3.     Cost-Tracking Software

    • Project management tools like Microsoft Project, Oracle Primavera, or dedicated financial management software help in tracking costs, generating reports, and forecasting.

4.     Time-Phased Budgeting

    • This technique aligns costs with the project timeline, allowing for the distribution of expenses over time based on when the work will be completed. This approach is essential for long-term projects where expenses may fluctuate.

5.     Cost Forecasting

    • Continuous forecasting is crucial to predict how current spending trends will impact the final project cost.
    • Estimate to Complete (ETC) and Estimate at Completion (EAC) are common forecasting methods:
      • ETC estimates how much more will be spent to finish the project.
      • EAC predicts the total cost of the project based on current spending and progress.

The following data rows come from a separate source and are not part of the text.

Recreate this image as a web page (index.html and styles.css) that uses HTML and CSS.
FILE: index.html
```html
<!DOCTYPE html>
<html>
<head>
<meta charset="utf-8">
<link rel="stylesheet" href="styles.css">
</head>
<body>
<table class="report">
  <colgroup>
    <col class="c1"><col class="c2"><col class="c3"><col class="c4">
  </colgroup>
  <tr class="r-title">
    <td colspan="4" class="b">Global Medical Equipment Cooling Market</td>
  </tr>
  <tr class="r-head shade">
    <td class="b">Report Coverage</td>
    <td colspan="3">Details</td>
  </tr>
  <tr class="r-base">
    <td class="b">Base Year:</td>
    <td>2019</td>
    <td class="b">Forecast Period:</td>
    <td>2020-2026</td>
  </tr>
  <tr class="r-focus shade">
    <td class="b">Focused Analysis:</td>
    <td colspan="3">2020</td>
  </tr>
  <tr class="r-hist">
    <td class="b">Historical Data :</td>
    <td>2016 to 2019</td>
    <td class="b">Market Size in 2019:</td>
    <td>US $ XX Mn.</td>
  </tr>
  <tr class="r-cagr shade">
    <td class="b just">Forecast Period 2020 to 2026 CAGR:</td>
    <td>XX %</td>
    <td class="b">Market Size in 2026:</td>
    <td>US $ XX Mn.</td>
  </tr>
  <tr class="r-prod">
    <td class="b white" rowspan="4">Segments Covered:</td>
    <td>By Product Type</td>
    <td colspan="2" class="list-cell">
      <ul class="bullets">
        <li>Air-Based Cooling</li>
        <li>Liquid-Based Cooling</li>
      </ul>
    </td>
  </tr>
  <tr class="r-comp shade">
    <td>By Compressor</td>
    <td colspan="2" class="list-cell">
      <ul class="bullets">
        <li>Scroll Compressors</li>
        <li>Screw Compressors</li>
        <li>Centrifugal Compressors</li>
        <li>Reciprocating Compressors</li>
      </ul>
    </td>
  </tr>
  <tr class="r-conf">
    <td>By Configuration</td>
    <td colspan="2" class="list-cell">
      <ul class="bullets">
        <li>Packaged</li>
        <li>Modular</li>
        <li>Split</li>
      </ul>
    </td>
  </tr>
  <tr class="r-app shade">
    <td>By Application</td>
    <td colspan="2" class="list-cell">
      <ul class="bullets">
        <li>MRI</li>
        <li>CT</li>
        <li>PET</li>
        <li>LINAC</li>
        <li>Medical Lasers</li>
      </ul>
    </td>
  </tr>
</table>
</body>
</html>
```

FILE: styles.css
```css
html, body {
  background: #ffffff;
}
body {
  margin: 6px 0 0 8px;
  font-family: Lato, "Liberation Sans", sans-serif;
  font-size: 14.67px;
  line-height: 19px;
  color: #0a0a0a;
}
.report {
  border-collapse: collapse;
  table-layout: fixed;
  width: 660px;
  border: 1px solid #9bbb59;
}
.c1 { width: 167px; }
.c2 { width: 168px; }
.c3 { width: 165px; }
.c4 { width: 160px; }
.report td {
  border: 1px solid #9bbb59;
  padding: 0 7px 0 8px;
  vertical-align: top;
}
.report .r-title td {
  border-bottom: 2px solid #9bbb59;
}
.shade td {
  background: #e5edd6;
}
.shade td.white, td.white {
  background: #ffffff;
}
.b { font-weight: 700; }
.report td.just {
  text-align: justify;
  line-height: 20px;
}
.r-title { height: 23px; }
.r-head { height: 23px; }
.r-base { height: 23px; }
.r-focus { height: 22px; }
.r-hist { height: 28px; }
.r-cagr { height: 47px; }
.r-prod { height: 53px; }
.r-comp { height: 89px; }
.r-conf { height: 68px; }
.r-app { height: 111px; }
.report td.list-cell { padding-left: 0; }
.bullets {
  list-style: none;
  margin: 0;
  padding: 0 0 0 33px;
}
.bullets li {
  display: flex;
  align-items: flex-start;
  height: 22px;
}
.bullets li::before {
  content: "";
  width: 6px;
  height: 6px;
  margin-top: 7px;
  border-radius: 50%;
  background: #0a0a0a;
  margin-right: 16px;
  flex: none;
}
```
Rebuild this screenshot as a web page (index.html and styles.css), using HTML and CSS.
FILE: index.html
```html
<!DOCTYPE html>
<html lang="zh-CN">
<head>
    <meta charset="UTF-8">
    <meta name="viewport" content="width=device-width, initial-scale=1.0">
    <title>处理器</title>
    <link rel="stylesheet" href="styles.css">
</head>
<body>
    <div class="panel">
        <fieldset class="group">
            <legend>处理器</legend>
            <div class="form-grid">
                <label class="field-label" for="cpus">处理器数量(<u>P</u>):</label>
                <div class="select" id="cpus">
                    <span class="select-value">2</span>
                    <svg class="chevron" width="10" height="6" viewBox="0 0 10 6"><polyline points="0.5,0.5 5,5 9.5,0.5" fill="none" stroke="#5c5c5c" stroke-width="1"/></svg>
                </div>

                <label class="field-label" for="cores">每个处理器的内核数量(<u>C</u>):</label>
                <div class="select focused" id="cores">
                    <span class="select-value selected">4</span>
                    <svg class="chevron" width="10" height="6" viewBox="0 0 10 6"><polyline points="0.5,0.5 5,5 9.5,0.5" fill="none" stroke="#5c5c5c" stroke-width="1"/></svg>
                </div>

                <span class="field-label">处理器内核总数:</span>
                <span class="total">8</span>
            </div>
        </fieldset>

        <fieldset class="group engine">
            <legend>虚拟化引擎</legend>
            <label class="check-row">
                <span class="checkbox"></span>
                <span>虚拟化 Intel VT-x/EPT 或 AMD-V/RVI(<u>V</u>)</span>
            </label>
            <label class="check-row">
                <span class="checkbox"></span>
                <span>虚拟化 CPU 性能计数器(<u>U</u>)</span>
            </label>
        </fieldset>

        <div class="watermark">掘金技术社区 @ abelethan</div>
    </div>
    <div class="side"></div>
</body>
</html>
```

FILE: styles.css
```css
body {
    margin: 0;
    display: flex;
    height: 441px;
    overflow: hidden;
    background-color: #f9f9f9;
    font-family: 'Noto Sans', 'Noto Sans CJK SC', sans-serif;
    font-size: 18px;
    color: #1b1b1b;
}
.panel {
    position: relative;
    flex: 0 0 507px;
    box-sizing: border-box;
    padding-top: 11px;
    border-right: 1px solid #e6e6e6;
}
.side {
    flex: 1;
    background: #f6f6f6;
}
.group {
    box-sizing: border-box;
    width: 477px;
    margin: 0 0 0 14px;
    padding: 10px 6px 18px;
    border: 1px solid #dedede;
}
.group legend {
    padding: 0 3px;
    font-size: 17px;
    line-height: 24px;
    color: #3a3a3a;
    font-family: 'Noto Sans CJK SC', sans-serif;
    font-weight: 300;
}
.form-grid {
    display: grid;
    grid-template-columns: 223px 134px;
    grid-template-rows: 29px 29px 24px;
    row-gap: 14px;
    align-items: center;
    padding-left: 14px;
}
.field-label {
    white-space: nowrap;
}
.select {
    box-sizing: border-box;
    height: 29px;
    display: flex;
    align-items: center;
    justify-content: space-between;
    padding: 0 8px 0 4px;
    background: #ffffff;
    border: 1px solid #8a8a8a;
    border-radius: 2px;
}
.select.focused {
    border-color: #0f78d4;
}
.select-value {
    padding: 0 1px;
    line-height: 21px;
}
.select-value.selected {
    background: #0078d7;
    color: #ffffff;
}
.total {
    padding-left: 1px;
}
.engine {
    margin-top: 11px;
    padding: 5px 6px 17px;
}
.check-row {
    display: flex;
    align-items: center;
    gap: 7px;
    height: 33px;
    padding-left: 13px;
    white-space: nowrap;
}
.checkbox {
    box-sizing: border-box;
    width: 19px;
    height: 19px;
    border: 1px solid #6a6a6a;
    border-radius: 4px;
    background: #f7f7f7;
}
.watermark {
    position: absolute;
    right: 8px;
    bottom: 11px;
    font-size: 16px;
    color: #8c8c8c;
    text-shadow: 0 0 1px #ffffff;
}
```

Challenges in Budget and Cost Management

1.     Scope Creep

    • When project requirements increase without corresponding adjustments to the budget, it leads to scope creep and can quickly deplete financial resources.

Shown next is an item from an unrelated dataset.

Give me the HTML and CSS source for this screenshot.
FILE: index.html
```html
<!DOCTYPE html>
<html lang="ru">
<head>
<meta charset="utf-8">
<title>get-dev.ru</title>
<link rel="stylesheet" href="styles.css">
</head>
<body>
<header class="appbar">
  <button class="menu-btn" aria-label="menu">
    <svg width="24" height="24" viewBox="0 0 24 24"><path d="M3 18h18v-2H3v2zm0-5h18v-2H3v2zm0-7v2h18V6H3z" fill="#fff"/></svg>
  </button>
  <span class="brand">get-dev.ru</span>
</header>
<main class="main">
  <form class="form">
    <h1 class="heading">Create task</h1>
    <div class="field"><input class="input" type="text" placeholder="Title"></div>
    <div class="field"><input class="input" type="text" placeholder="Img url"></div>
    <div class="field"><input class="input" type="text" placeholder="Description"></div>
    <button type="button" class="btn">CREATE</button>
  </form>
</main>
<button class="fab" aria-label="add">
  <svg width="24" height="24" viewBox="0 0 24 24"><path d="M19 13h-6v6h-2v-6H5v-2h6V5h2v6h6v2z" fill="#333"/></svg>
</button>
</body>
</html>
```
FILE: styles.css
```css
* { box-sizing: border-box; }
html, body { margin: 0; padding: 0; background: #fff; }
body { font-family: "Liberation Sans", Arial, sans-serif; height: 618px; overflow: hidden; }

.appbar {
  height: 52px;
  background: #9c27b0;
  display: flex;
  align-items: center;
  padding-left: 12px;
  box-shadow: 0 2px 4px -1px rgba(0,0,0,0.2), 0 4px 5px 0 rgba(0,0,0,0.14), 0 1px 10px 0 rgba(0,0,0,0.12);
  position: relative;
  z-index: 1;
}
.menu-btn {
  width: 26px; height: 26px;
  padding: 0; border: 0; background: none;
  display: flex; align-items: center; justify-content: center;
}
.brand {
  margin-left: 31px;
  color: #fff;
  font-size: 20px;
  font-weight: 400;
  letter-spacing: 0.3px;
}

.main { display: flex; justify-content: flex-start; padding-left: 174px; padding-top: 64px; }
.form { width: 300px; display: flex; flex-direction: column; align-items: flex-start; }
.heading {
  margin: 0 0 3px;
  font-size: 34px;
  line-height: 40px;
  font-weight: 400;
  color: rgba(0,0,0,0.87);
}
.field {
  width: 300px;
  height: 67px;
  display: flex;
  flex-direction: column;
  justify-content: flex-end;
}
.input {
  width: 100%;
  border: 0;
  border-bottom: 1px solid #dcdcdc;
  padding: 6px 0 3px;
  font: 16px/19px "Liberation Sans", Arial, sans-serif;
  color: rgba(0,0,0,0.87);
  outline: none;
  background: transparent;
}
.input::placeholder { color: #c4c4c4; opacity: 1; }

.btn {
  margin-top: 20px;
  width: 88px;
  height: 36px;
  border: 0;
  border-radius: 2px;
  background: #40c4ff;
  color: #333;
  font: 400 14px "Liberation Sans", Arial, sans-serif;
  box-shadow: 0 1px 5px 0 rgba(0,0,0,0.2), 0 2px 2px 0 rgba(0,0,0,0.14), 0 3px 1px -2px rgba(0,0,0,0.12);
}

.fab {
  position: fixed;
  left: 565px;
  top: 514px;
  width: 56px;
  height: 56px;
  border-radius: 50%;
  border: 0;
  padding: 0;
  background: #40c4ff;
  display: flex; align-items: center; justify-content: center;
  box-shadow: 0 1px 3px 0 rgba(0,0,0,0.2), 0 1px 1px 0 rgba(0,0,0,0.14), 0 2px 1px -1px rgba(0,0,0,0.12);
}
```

2.     Inaccurate Estimations

    • Underestimating costs during the planning phase is a common issue that can lead to budget overruns. A lack of historical data or poor risk management can contribute to this problem.

3.     Changing Market Conditions

    • External factors such as inflation, exchange rates, or material shortages can increase project costs unexpectedly, making it difficult to stay within budget.

4.     Resource Allocation

    • Inefficient resource management, such as overstaffing or under-utilizing available resources, can result in unnecessary costs and inefficiencies.

5.     Communication Breakdown

    • Miscommunication or poor coordination among teams can lead to overspending or missed opportunities for cost savings.

Best Practices for Budget and Cost Management

1.     Develop a Realistic Budget: Involve all relevant stakeholders during the budgeting phase to ensure that the budget reflects all necessary costs and factors in potential risks.

2.     Regular Monitoring: Continuously track and monitor costs to catch deviations early and make timely adjustments.

3.     Incorporate Contingencies: Include sufficient contingency funds for known risks and allocate management reserves for unforeseen circumstances.

4.     Foster Transparency: Keep stakeholders informed of budget performance, changes, and risks through regular reporting.

5.     Use Historical Data: Leverage data from previous projects to improve the accuracy of estimates and anticipate potential cost drivers.

6.     Review and Adjust: Be flexible and willing to review the budget and make necessary adjustments as the project progresses.

In summary, budget and cost management is a disciplined approach to planning, tracking, and controlling project expenses. By adhering to best practices and continuously monitoring financial performance, project managers can ensure that projects are delivered within budget while maintaining quality and meeting deadlines.